Why regulation matters – and bringing back the State

Overall, despite these weaknesses, we should recognize the great value of this report. It will spark debate (in the US and elsewhere) by highlighting the need for economic policy to be bold, and by suggesting that economists also consider health policy, the criminal justice system, and issues of race and gender.  In addition, the report’s own gaps reveal what is most urgently needed in progressive economic thinking today: specific policy prescriptions, but also deep,creative thinking about the framing, language, and assumptions of modern economic debates. 
Most importantly, the report draws our attention back to a key State function that has not been defended at length in recent times: namely, regulation.  Throughout the report, and its title, the focus is on rewriting the rules for the economy--an accessible way of saying that the regulatory framework needs to be changed. 

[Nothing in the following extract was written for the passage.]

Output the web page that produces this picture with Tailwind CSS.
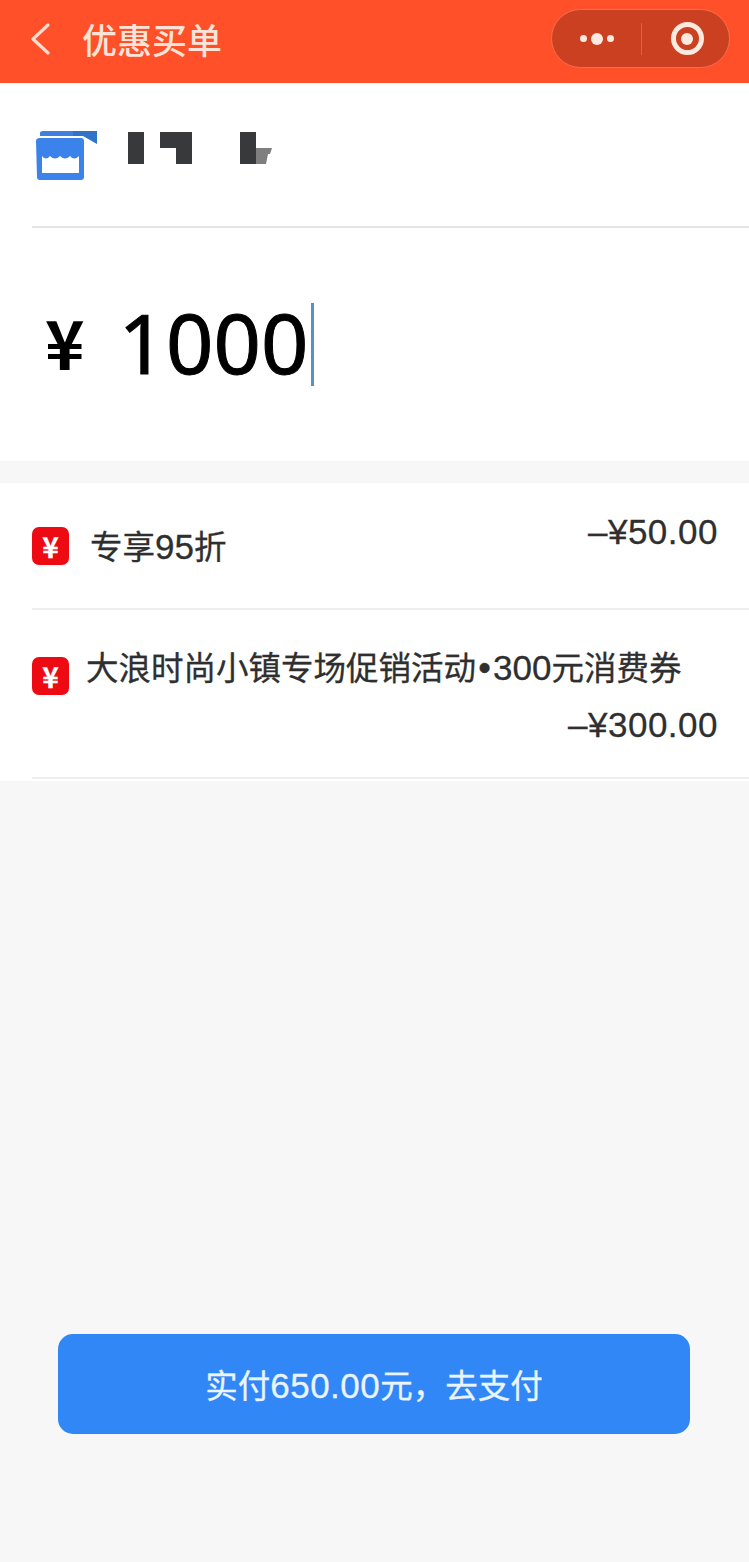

And it is high time regulation was the subject of more analysis. The UK and the US have both been engaged in single-issue debates, for example about the financial sector and free trade agreements, that touch on regulation (and threats to regulation) but do not address this broader topic directly. Had a stronger case for regulation been established prior to the global financial crisis, the crisis may have been if not averted, then at the very least mitigated--and addressed more swiftly. 
Rewriting the Rules reminds us that only the State can regulate in a robust way, and that regulation is a key part of a functioning economy. It may not be a flashy topic, but regulation may be a key pillar in a new framework for the role of the State in the twenty-first century economy. 
Economists, policy-makers, and activists now need to add further pillars: by, for instance, explaining other core State functions, such as redistribution and the steering of the economy as part of what Mazzucato has called “the entrepreneurial state”. And this emerging framework, if it is developed, could well contribute to the intellectual counter-narrative to neoliberalism that progressives all around the world are seeking.